Jesus is called the visible image of the invisible God (Col. 1:15).
God was manifest in the flesh (1 Tim. 3:16).
Yet centuries after the last apostle — long after John had died — the Church began defining God using philosophical categories like substance, essence, persons, relations, and processions, language foreign to Scripture and rooted more in Greek metaphysics than in Hebrew monotheism.
Ironically, while trying to combat paganism’s many gods, the creedal formulations introduced an internal plurality within the Godhead — not multiple gods in name, but multiple centers of personhood within the divine nature. Scripture never presents God that way.

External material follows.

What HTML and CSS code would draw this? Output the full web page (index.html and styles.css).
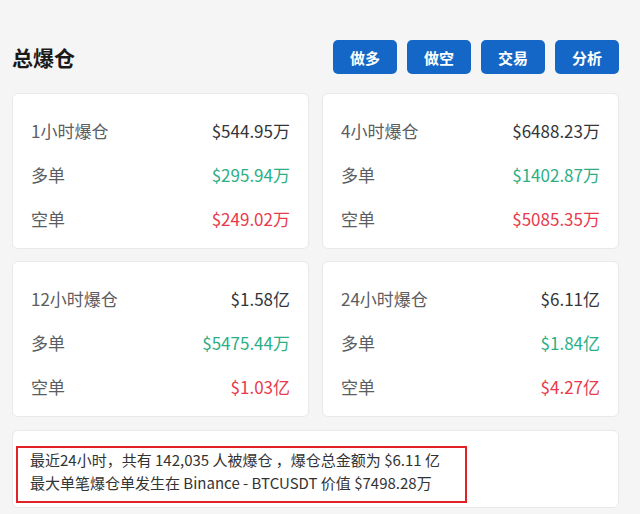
FILE: index.html
```html
<!DOCTYPE html>
<html lang="zh-CN">
<head>
    <meta charset="UTF-8">
    <meta name="viewport" content="width=device-width, initial-scale=1.0">
    <title>总爆仓</title>
    <link rel="stylesheet" href="styles.css">
</head>
<body>
    <div class="page">
        <div class="header">
            <h2 class="titulo">总爆仓</h2>
            <div class="botones">
                <button class="btn">做多</button>
                <button class="btn">做空</button>
                <button class="btn">交易</button>
                <button class="btn">分析</button>
            </div>
        </div>

        <div class="grid">
            <div class="card">
                <div class="fila"><span class="label">1小时爆仓</span><span class="valor">$544.95万</span></div>
                <div class="fila"><span class="label">多单</span><span class="valor verde">$295.94万</span></div>
                <div class="fila"><span class="label">空单</span><span class="valor rojo">$249.02万</span></div>
            </div>
            <div class="card">
                <div class="fila"><span class="label">4小时爆仓</span><span class="valor">$6488.23万</span></div>
                <div class="fila"><span class="label">多单</span><span class="valor verde">$1402.87万</span></div>
                <div class="fila"><span class="label">空单</span><span class="valor rojo">$5085.35万</span></div>
            </div>
            <div class="card">
                <div class="fila"><span class="label">12小时爆仓</span><span class="valor">$1.58亿</span></div>
                <div class="fila"><span class="label">多单</span><span class="valor verde">$5475.44万</span></div>
                <div class="fila"><span class="label">空单</span><span class="valor rojo">$1.03亿</span></div>
            </div>
            <div class="card">
                <div class="fila"><span class="label">24小时爆仓</span><span class="valor">$6.11亿</span></div>
                <div class="fila"><span class="label">多单</span><span class="valor verde">$1.84亿</span></div>
                <div class="fila"><span class="label">空单</span><span class="valor rojo">$4.27亿</span></div>
            </div>
        </div>

        <div class="resumen">
            <div class="marcado">
                <p>最近24小时，共有 142,035 人被爆仓 ，爆仓总金额为 $6.11 亿</p>
                <p>最大单笔爆仓单发生在 Binance - BTCUSDT 价值 $7498.28万</p>
            </div>
        </div>
    </div>
</body>
</html>
```

FILE: styles.css
```css
* {
    margin: 0;
    padding: 0;
    box-sizing: border-box;
}

body {
    background: #f5f5f5;
    color: #333;
    font-family: "Noto Sans CJK SC", "Noto Sans", sans-serif;
}

.page {
    padding: 40px 21px 0 12px;
}

.header {
    display: flex;
    justify-content: space-between;
    align-items: center;
    margin-bottom: 19px;
}

.titulo {
    font-size: 21px;
    font-weight: 700;
    color: #1a1a1a;
    line-height: 34px;
}

.botones {
    display: flex;
    gap: 10px;
}

.btn {
    width: 64px;
    height: 34px;
    border: none;
    border-radius: 5px;
    background: #1467c6;
    color: #fff;
    font-family: inherit;
    font-size: 15px;
    font-weight: 700;
}

.grid {
    display: grid;
    grid-template-columns: 297px 297px;
    justify-content: space-between;
    row-gap: 12px;
}

.card {
    background: #fff;
    border: 1px solid #e9e9e9;
    border-radius: 6px;
    padding: 14px 18px 8px 18px;
    height: 156px;
}

.fila {
    display: flex;
    justify-content: space-between;
    align-items: center;
    height: 44px;
    font-size: 17px;
}

.label {
    color: #5a5d62;
}

.valor {
    color: #33363a;
}

.verde { color: #2daf86; }
.rojo { color: #e83a4c; }

.resumen {
    margin-top: 13px;
    background: #fff;
    border: 1px solid #e9e9e9;
    border-radius: 6px;
    padding: 15px 0 4px 3px;
    height: 78px;
}

.marcado {
    width: 451px;
    height: 57px;
    border: 2px solid #e02226;
    padding: 0 0 0 12px;
    font-size: 15px;
    line-height: 23px;
    color: #333;
}
```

So my sincere question to the forum is this:
Why was the apostolic witness considered insufficient?
Why did later generations feel the need to redefine God’s nature using philosophical constructs instead of simply holding to the biblical revelation of one indivisible God manifest in Christ?
Was the Church clarifying Scripture — or was it unintentionally overlaying Scripture with human philosophy in response to cultural pressures?
I’d genuinely like to hear thoughtful responses on this, especially from those who hold to the creeds. How do you reconcile the simplicity of apostolic monotheism with the later creedal framework of internal distinctions within the Godhead?
Looking forward to a respectful and Scripture-centered discussion.